Memorandum submitted by the Assessment
and Qualifications Alliance (AQA) (QCA 18)
We understand that the Committee is investigating
the work of QCA and that we have been asked to attend today to
contribute evidence towards that investigation.
We have made a written submission to the Committee
which highlights a number of issues, but particularly the difficulties
which we believe can arise from the current mixing within QCA
of its regulatory function and its own activity as a test developer.
However, in the light of the recent events concerning
A-level examinations, which have put a particular spotlight upon
QCA, we feel that it might help the Committee if we very briefly
set out AQA's position on that matter.
AQA believes strongly that examination boards
should be close to the community they serve. AQA's Council and
committees consist of individuals drawn from the educational and
employment communities. AQA invites organisations such as the
Teacher Unions and Subject Associations, Universities UK, LEA
Chief Officer Association, CBI and TUC to make their own nominations.
AQA exists solely to serve the public and in particular the students
who take its examinations. Our only objective it to ensure that
our specifications and examinations are of the highest quality
and that AQA awards reliable grades which represent a consistent
standard across options and across years.

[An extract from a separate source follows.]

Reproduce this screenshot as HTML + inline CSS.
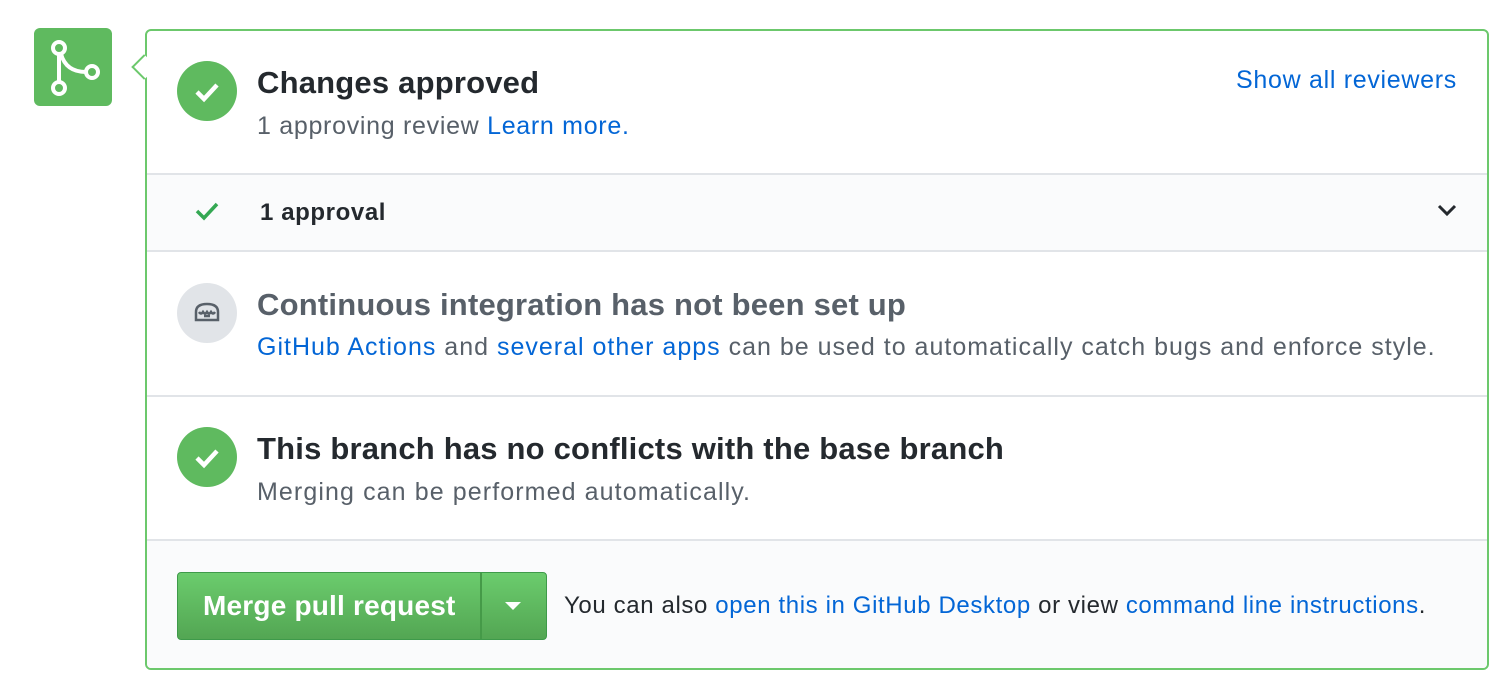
<!DOCTYPE html>
<html><head><style>
body{margin:0;background:#fff;font-family:"Liberation Sans",sans-serif;width:1512px;height:692px;position:relative;overflow:hidden}
.ic{position:absolute;left:34px;top:28px;width:78px;height:78px;background:#5fba5f;border-radius:6px}
.box{position:absolute;left:145px;top:29px;width:1340px;height:637px;border:2px solid #6cc86c;border-radius:6px;overflow:hidden}
.tip{position:absolute;left:135px;top:58px;width:16px;height:16px;background:#fff;border-left:2px solid #6cc86c;border-bottom:2px solid #6cc86c;transform:rotate(45deg);z-index:2}
.sec{position:absolute;left:0;width:1340px;border-bottom:2px solid #e1e4e8}
.circ{position:absolute;left:30px;width:60px;height:60px;border-radius:50%;background:#5fba5f}
.t{position:absolute;left:110px;font-size:31px;font-weight:bold;color:#24292e;letter-spacing:0.2px}
.s{position:absolute;left:110px;font-size:25px;letter-spacing:1px;color:#586069}
a{color:#0366d6;text-decoration:none}
</style></head><body>
<div class="ic"><svg width="78" height="78" viewBox="0 0 78 78" fill="none" stroke="#fff" stroke-width="4"><circle cx="25" cy="20" r="6"/><circle cx="25" cy="60" r="6"/><circle cx="58" cy="44" r="6"/><path d="M25 26V54M27 26Q32 44 52 44"/></svg></div>
<div class="tip"></div>
<div class="box">
<div class="sec" style="top:0;height:142px">
<div class="circ" style="top:30px"><svg width="60" height="60"><path d="M20 31l7 7 13-14" stroke="#fff" stroke-width="4.5" fill="none"/></svg></div>
<div class="t" style="top:34px">Changes approved</div>
<div class="s" style="top:81px;letter-spacing:0.7px">1 approving review <a>Learn more.</a></div>
<div style="position:absolute;right:30px;top:35px;font-size:25px;letter-spacing:0.7px"><a>Show all reviewers</a></div>
</div>
<div class="sec" style="top:144px;height:75px;background:#fafbfc">
<svg style="position:absolute;left:47px;top:25px" width="26" height="22"><path d="M3 11l7 7L23 4" stroke="#34a853" stroke-width="3.5" fill="none"/></svg>
<div style="position:absolute;left:113px;top:24px;font-size:24px;letter-spacing:0.6px;font-weight:bold;color:#24292e">1 approval</div>
<svg style="position:absolute;right:30px;top:28px" width="20" height="14"><path d="M2 3l8 8 8-8" stroke="#24292e" stroke-width="3" fill="none"/></svg>
</div>
<div class="sec" style="top:221px;height:143px">
<div class="circ" style="top:31px;background:#e1e4e8"><svg width="60" height="60" fill="none" stroke="#586069" stroke-width="2.5"><path d="M19 37V29q0-8 11-8t11 8v8z"/><path d="M22 29q2 3 4 0q2 3 4 0q2 3 4 0q2 3 4 0M27 33h6"/></svg></div>
<div class="t" style="top:35px;color:#586069">Continuous integration has not been set up</div>
<div class="s" style="top:81px"><a>GitHub Actions</a> and <a>several other apps</a> can be used to automatically catch bugs and enforce style.</div>
</div>
<div class="sec" style="top:366px;height:142px">
<div class="circ" style="top:30px"><svg width="60" height="60"><path d="M20 31l7 7 13-14" stroke="#fff" stroke-width="4.5" fill="none"/></svg></div>
<div class="t" style="top:34px">This branch has no conflicts with the base branch</div>
<div class="s" style="top:81px;letter-spacing:1.1px">Merging can be performed automatically.</div>
</div>
<div style="position:absolute;top:510px;left:0;width:1340px;height:130px;background:#fafbfc">
<div style="position:absolute;left:30px;top:31px;width:368px;height:66px;border:1px solid #3e9a4a;border-radius:4px;background:linear-gradient(#6bcc6d,#53a653);color:#fff;font-size:28px;font-weight:bold">
<div style="position:absolute;left:25px;top:17px;letter-spacing:0.2px">Merge pull request</div>
<div style="position:absolute;left:302px;top:0;width:2px;height:66px;background:#459a48"></div>
<svg style="position:absolute;left:326px;top:28px" width="18" height="10"><path d="M1 1h16L9 9z" fill="#fff"/></svg>
</div>
<div style="position:absolute;left:417px;top:51px;font-size:24px;letter-spacing:0.62px;color:#24292e">You can also <a>open this in GitHub Desktop</a> or view <a>command line instructions</a>.</div>
</div>
</div>
</body></html>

Everybody associated with AQA is fully committed
to this objective because we are deeply aware of the great importance
of the qualifications which we issue to the futures of the young
people who take our examinations.
AQA therefore understands very well the strain
which candidates, their teachers and parents have been put under
by recent events. For this reason, although we were, and we remain,
confident about our own procedures and standards, we willingly
co-operated with the Tomlinson Inquiry at all stages. We believed
that it was vital to address rapidly the doubts which existed
in the public mind that the 2002 awarding process had not been
entirely fair to candidates.
Having examined the records of our awarding
process, Mike Tomlinson asked us to review just two out of the
1,008 awarding decisions which we made in the summer in order
to issue a total of 752,258 individual candidate results for AS
and A-level examinations. The review meetings, which were attended
by Mike Tomlinson himself as well as independent observers from
the teacher associations and QCA, upheld both of our original
decisions. Not a single candidate therefore had to be re-graded
by AQA as a result of the Tomlinson Inquiry.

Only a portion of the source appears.